You can sense Guillermo del Toro hovering over The Orphanage, the Spanish-language horror film and first feature from director J.A. Bayona. That's a good thing—del Toro, who directed last year's chilling fairy tale Pan's Labyrinth, produced the new picture, lending it the same sort of maturity rarely seen in American horror films, which have largely degenerated into serial-killer pictures, torture porn and the occasional gore fest directed at the 'tween set. The Orphanage is more ghost story than horror movie, and though it's low on the gore scale, it's still very scary, deeply atmospheric and seriously creepy, owing success to its solid direction and cinematography from Oscar Faura that holds the same precision to detail as Pan's Labyrinth.
Laura (Belén Rueda) lived her early years in an orphanage, a large, sprawling house on the Spanish coast near a lighthouse. A happy child, she was adopted, leaving her friends behind to live a typical life with a typical family. Thirty years later, however, she and her husband Carlos (Fernando Cayo) return to the orphanage with their son Simon, planning to turn it into a facility for special-needs children. But a lot of bad stuff went down at the orphanage after Laura was adopted, and unfortunately for her, Simon is one of those beautifully innocent, precocious little kids who sees dead people. Dead kids, actually, and it isn't long before Laura and Carlos are wondering if Simon's new imaginary friends aren't altogether imaginary.
The parents are focused on getting the house ready for their new guests and are totally unprepared when Simon goes missing at the facility's inaugural party, forcing Laura to investigate what happened to the other former residents of the orphanage after she left.
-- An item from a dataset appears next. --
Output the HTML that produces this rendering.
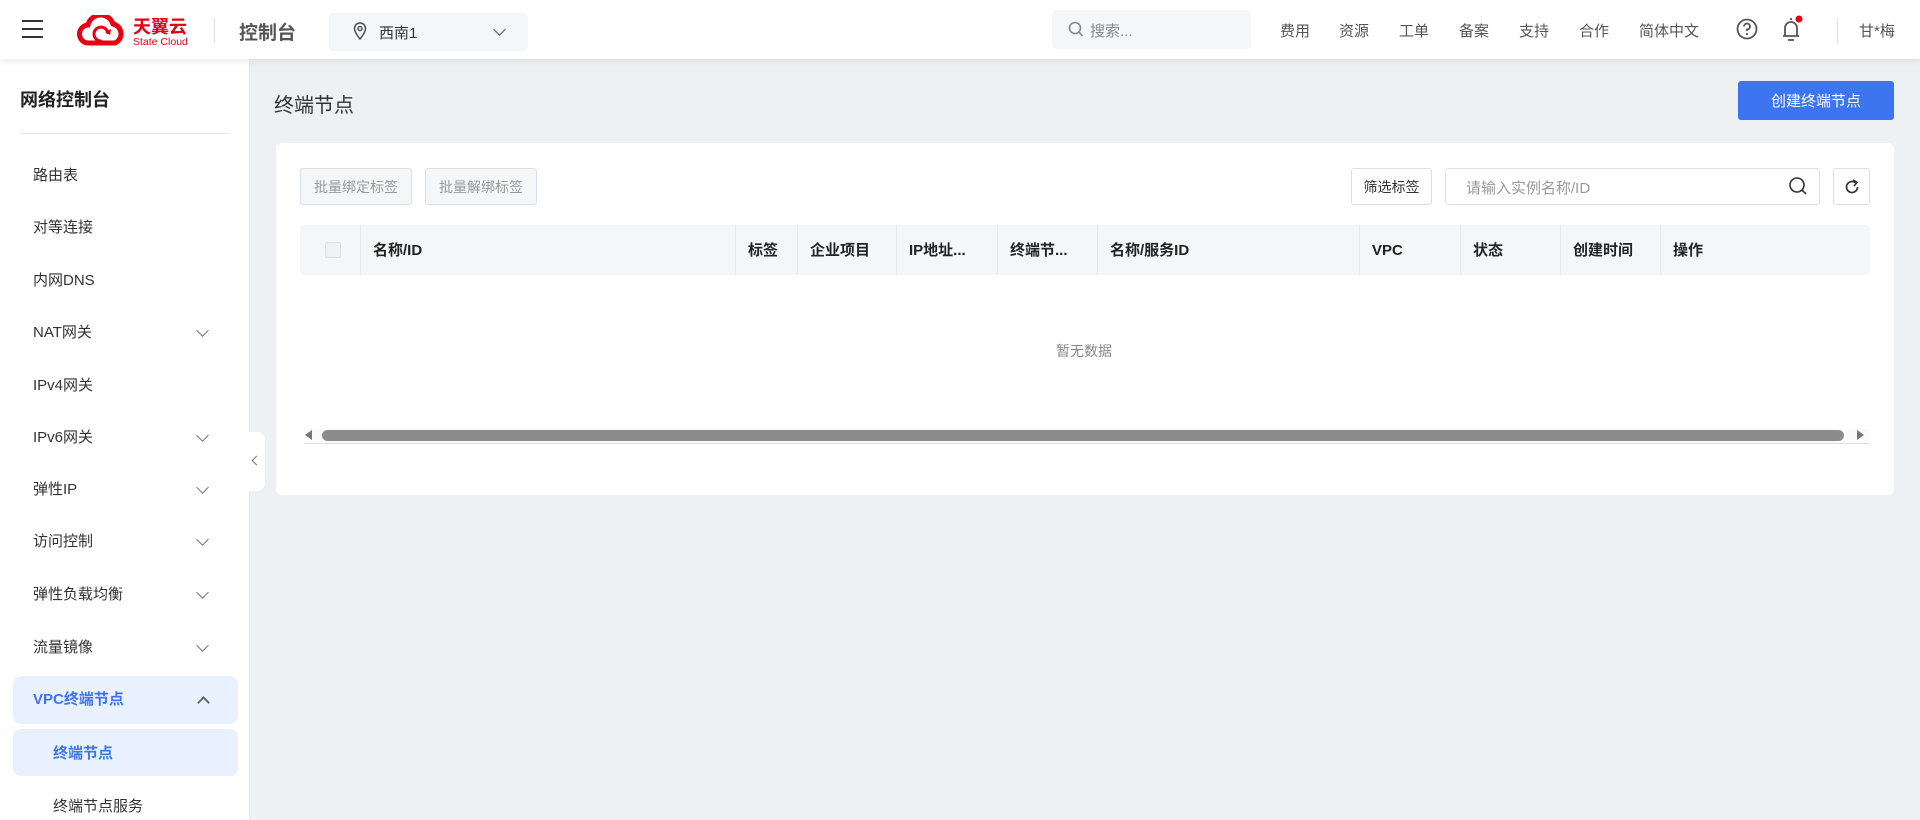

Evidence begins to point Laura to the ghosts of her old friends, trapped in the house many years ago, as her son's abductors. But Carlos is a doctor, a man of science and reason—the Scully to Laura's Mulder—and even a documented séance by a spirit medium (Geraldine Chaplin), complete with computers, video cameras and audio recording (a very cool segment, by the way) can't convince him otherwise. As time drags on, Laura is left with less and less support in her suffering, and eventually she's alone in the house, forced to depend only on herself and her past life in the orphanage, to come up with a way of recovering her son. As she gets deeper into the mystery and closer to the fate of her old friends, the film gets gloomier and darker, and she must almost regress to her former self in hopes that the building's other residents will recognize her and lead her to Simon.
Now, it might sound as though you've seen this story before. And, yes, there are plenty of ghost-story traditions being retold here. It's easy to pick out elements of Poltergeist, The Sixth Sense and others, but the story is told with such craft and such emotion that the film stands on its own. And when it comes to creepy, it's tough to top the visuals created by Bayona and his collaborators. The long pans down intricately designed hallways and the freaky kid dressed as a scarecrow are both chill-inducing, and there's nothing quite as painful to watch as deformed children (except, perhaps, dead deformed children). Additionally, the children's games the ghostly kids play with the adults manage to be both amusing and menacing at the same time, and like in Pan's Labyrinth, it's always questionable whether or not all of this is actually happening, or if it's some sort of psychological projection by Laura designed to help her cope with her missing son.
Either way, the tension in The Orphanage is so thick that you might find yourself looking away or covering your eyes in hopes of warding off impending screams or horrifying sorrow.